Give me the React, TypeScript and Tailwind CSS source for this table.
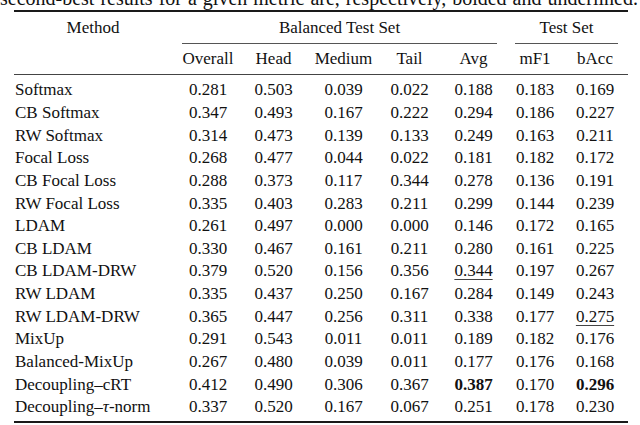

★ ★ ★

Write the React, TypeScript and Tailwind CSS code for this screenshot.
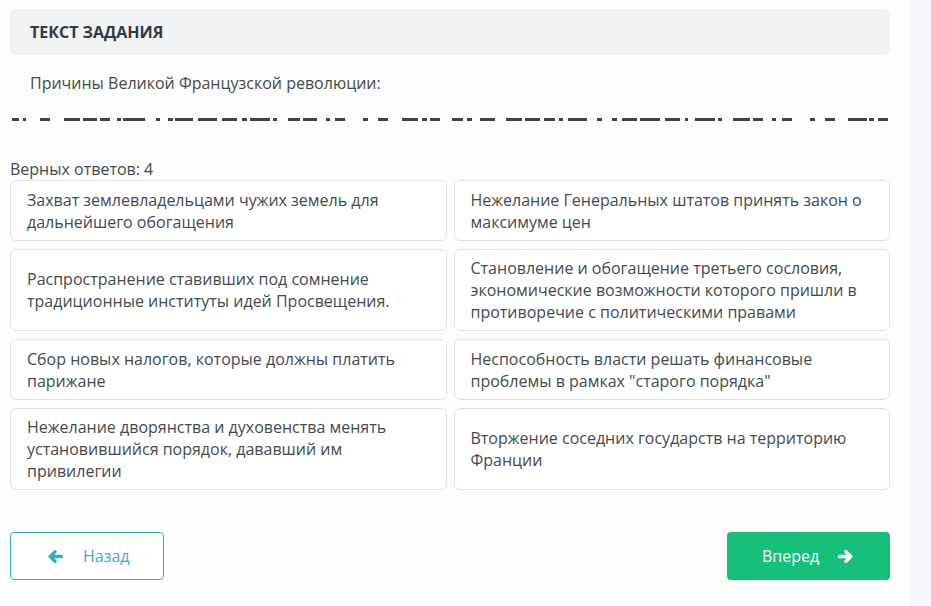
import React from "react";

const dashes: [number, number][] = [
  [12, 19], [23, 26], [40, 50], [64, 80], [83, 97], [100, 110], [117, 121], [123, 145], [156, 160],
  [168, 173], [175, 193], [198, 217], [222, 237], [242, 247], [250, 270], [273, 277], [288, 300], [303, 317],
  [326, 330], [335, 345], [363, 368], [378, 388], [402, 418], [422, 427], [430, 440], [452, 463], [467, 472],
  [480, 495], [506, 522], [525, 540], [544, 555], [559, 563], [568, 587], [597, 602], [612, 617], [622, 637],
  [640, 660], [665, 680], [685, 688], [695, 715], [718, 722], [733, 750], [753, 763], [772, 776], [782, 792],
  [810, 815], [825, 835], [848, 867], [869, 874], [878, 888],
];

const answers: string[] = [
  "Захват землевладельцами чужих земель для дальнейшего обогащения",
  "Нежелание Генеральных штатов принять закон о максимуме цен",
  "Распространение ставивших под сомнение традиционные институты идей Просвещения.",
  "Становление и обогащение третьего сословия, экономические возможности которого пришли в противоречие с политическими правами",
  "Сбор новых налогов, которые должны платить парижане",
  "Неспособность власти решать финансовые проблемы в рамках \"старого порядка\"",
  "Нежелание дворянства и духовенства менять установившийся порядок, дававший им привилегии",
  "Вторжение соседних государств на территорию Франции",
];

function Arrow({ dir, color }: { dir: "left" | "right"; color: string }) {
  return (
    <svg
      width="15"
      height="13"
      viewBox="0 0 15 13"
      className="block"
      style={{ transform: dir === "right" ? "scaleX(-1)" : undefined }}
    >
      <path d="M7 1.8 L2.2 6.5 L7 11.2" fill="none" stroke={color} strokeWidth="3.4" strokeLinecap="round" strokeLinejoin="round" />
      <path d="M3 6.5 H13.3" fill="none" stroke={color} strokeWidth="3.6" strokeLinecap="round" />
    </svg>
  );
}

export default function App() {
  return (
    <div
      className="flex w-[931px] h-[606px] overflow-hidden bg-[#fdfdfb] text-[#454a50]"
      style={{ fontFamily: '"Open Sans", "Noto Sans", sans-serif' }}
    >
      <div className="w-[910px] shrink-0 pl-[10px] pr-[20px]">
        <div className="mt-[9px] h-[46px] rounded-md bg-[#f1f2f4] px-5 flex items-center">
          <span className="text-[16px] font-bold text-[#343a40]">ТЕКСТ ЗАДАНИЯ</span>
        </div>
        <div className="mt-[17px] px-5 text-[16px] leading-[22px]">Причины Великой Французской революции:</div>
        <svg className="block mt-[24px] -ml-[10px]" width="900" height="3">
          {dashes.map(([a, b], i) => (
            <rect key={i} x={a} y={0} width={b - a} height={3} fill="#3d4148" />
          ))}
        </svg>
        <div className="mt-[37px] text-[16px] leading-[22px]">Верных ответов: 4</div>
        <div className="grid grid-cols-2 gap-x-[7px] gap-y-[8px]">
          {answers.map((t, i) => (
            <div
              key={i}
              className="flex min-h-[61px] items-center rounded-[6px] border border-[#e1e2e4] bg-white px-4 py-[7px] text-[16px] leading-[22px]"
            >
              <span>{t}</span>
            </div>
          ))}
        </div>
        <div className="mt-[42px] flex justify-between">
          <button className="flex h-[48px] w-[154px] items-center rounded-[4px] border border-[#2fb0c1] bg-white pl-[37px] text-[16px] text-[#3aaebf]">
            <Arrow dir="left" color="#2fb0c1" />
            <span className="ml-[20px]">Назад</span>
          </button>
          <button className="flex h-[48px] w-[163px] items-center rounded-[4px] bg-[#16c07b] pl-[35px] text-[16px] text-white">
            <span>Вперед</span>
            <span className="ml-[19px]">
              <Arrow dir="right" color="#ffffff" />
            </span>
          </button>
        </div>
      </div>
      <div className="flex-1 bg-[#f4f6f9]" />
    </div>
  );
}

★ ★ ★

=== STATED TASK ===
Without the pictures, give again only the lines beginning at the line that contains "Write the React, TypeScript" and stopping after the line that contains "import React from", exactly as written.

=== TASK RESPONSE ===
Write the React, TypeScript and Tailwind CSS code for this screenshot.
import React from "react";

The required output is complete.